> _BRIEF_: Collect every line below that contains the word "components".

++++++

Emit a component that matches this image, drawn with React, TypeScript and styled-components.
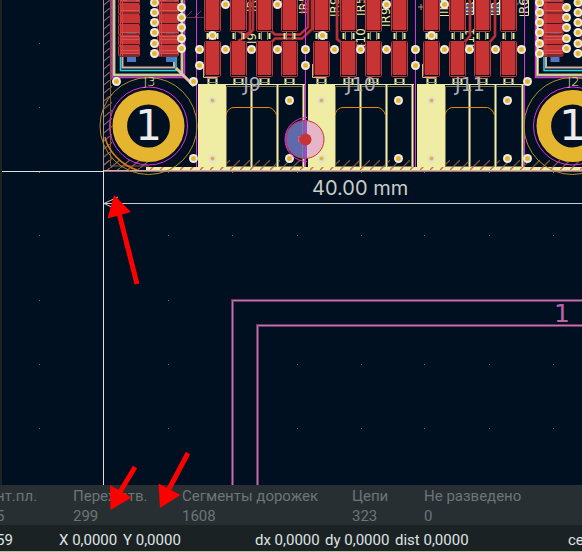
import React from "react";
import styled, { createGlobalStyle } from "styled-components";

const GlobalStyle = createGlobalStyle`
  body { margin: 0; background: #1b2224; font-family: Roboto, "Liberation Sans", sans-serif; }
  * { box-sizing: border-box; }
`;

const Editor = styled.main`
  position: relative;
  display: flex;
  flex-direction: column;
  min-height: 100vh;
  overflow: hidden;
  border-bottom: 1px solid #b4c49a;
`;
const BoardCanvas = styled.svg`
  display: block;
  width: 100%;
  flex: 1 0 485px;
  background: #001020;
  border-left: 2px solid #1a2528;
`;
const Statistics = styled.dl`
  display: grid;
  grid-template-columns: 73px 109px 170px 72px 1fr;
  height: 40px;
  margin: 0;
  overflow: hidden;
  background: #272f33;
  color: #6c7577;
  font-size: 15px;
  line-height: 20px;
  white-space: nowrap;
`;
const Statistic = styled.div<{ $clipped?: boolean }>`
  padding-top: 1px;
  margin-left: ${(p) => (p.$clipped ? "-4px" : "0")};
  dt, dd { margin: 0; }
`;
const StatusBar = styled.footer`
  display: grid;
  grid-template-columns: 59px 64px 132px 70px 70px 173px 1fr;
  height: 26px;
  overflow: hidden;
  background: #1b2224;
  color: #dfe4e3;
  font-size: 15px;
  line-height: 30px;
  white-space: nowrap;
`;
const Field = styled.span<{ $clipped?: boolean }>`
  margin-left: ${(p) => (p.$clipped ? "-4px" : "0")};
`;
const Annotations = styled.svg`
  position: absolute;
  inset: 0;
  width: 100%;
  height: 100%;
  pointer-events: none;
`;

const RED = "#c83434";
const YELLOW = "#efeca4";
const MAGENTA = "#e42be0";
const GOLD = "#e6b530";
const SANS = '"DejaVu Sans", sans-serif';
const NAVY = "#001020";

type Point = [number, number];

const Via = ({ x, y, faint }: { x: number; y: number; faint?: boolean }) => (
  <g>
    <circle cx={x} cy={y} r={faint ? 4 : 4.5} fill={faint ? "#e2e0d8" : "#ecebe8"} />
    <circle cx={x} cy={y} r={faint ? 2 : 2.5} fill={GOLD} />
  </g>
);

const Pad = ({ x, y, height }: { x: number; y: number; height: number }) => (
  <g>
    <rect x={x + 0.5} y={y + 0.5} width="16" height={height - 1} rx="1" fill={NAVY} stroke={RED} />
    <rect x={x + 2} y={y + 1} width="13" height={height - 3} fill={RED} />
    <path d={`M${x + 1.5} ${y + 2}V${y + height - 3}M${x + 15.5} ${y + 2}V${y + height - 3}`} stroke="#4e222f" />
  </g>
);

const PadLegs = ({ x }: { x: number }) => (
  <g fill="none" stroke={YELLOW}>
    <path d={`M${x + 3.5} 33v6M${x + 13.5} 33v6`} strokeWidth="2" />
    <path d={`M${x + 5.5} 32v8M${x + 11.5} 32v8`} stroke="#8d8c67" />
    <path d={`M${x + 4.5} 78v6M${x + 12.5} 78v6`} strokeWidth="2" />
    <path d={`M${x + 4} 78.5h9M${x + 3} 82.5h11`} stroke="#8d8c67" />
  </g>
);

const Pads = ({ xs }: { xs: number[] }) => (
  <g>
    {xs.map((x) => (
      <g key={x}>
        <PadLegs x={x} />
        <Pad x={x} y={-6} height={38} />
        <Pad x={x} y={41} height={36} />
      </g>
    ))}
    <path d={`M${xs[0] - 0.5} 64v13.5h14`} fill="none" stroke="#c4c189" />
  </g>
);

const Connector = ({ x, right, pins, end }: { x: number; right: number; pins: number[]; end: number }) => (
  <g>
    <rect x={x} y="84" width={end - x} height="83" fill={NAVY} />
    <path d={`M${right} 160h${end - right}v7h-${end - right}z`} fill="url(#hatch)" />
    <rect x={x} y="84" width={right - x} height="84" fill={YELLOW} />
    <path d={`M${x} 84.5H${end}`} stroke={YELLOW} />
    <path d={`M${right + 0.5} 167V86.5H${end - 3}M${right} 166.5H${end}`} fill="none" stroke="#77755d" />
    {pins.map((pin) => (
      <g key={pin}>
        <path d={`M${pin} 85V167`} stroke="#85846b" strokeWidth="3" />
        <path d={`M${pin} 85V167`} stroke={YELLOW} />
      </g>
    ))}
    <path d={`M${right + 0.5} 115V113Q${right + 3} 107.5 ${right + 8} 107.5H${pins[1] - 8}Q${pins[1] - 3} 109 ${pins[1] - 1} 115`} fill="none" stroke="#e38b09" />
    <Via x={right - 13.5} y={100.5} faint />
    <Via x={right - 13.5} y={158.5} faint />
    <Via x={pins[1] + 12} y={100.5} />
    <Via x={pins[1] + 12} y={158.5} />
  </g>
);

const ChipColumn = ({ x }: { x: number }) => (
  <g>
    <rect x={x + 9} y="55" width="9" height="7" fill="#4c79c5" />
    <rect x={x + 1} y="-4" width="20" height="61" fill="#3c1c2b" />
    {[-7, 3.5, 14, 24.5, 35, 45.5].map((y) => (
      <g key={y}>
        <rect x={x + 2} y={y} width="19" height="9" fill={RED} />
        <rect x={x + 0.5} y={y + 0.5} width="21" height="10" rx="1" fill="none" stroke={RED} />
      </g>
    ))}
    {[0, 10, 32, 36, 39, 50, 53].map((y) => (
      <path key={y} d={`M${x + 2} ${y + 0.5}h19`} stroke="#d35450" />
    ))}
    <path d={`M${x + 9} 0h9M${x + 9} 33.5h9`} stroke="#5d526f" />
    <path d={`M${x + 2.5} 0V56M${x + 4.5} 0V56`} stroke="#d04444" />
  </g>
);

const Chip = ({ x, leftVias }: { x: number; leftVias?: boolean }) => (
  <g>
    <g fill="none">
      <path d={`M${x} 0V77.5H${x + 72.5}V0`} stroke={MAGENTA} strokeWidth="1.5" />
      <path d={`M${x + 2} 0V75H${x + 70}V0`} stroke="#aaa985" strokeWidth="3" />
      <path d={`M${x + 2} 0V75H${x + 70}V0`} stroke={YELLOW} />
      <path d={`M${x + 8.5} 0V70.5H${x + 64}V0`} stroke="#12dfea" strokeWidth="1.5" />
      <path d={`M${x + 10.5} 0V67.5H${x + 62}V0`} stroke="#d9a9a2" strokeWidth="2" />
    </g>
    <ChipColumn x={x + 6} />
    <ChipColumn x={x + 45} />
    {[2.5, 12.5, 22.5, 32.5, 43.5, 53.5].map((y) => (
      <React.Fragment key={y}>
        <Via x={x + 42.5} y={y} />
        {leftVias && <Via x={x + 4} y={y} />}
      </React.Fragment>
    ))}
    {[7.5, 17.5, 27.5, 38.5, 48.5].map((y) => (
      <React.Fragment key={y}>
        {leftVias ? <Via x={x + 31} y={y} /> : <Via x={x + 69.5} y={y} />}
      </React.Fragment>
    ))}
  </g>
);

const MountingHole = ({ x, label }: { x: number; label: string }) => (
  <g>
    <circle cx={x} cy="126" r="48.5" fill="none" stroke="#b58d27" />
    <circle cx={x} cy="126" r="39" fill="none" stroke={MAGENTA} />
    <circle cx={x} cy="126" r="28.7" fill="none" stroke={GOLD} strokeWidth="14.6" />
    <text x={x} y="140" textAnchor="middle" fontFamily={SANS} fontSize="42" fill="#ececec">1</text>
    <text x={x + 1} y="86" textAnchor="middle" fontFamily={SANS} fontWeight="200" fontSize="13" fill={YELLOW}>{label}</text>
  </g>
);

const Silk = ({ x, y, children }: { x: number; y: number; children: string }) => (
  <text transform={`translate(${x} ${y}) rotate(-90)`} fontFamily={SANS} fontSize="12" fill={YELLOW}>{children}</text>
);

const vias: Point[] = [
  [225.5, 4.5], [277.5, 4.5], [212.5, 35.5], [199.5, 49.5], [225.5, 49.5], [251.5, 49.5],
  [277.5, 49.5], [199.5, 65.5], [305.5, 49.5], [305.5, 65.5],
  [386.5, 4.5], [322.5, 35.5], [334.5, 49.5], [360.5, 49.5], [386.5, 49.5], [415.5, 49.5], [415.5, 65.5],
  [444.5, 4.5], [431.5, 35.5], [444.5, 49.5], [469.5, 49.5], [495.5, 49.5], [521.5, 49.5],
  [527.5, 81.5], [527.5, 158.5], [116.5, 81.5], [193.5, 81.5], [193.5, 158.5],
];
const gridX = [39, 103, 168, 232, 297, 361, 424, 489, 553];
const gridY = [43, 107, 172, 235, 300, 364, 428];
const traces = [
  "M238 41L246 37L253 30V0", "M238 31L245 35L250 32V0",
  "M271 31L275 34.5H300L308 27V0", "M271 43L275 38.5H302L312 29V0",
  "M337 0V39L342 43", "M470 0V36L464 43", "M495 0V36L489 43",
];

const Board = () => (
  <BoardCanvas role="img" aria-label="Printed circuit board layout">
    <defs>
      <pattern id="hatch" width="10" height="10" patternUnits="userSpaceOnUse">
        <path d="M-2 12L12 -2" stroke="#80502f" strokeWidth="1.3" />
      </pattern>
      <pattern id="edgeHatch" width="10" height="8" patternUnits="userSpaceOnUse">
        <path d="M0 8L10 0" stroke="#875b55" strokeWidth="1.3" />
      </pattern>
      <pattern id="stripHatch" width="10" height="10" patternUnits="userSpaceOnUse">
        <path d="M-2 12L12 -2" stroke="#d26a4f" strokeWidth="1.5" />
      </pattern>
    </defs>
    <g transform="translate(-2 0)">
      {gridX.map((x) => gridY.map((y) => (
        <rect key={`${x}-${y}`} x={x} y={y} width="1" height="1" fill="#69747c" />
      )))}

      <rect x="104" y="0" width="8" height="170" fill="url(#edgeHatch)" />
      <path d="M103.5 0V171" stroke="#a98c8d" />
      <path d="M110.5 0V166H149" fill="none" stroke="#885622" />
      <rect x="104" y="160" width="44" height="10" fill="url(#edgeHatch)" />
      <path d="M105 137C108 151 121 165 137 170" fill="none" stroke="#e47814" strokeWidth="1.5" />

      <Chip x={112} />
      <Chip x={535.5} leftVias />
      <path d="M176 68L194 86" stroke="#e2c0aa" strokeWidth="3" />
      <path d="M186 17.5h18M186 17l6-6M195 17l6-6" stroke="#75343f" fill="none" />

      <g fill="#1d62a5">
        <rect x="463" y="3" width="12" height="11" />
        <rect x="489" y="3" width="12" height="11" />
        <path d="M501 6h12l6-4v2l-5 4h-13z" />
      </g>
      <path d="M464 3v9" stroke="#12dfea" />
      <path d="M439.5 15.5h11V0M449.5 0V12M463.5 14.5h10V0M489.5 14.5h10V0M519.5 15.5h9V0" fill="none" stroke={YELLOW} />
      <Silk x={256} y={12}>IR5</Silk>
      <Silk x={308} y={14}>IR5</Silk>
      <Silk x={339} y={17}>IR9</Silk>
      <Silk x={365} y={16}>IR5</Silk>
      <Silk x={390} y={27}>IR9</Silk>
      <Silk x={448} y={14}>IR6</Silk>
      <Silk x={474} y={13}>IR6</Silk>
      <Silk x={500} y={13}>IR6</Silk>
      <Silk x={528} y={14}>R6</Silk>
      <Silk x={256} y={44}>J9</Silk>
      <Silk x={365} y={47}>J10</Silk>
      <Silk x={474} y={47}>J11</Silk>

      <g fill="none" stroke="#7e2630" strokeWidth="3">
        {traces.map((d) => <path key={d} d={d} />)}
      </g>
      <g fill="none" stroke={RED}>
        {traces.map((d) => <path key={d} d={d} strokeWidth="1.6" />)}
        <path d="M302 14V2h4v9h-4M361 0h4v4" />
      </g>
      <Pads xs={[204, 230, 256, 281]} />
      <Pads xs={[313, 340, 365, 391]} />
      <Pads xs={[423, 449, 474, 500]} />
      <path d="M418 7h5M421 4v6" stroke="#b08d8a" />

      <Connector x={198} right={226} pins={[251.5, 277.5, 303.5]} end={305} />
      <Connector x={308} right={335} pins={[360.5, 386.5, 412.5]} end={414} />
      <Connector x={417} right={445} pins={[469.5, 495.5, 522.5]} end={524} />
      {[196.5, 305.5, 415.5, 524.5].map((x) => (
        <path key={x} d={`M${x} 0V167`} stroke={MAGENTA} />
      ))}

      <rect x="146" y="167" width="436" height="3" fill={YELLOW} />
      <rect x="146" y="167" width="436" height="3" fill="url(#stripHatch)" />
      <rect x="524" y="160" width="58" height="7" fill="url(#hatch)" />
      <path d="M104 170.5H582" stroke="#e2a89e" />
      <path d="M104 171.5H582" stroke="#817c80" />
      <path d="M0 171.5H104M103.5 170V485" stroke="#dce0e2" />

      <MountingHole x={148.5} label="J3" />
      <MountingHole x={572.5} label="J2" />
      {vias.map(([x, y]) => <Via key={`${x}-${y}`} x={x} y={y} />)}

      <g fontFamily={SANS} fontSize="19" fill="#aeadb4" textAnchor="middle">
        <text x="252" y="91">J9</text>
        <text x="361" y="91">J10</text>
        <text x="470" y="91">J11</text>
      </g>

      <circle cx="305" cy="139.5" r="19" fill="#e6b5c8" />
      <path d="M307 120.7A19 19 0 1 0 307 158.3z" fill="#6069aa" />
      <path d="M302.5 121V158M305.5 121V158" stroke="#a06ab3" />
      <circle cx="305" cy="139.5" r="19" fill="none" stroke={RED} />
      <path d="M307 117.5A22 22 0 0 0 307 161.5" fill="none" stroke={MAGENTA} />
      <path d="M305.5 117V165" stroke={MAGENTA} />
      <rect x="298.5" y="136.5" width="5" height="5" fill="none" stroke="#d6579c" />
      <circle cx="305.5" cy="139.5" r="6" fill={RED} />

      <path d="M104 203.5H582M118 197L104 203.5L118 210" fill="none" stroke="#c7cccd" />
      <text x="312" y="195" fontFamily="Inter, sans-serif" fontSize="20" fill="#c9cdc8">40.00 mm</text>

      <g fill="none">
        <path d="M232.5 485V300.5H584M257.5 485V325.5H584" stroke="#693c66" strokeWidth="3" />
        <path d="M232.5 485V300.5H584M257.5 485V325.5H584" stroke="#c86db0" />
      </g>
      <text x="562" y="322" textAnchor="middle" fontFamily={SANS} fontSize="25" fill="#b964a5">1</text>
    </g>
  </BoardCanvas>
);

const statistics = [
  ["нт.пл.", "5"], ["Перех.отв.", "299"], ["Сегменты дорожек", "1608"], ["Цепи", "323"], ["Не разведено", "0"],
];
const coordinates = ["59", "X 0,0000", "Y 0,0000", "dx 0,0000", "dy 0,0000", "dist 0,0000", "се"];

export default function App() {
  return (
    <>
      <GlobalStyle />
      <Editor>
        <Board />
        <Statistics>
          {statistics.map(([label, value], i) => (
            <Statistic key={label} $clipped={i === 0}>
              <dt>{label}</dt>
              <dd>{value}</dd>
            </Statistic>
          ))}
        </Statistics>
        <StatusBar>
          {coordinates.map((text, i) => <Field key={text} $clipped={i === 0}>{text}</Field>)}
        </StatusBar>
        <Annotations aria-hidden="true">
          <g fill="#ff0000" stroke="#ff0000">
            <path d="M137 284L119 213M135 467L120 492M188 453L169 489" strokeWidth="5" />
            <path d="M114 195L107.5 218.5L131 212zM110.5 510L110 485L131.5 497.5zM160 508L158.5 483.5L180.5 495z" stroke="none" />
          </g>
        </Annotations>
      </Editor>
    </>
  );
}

++++++

> _FINISHED TASK_:
Emit a component that matches this image, drawn with React, TypeScript and styled-components.
import styled, { createGlobalStyle } from "styled-components";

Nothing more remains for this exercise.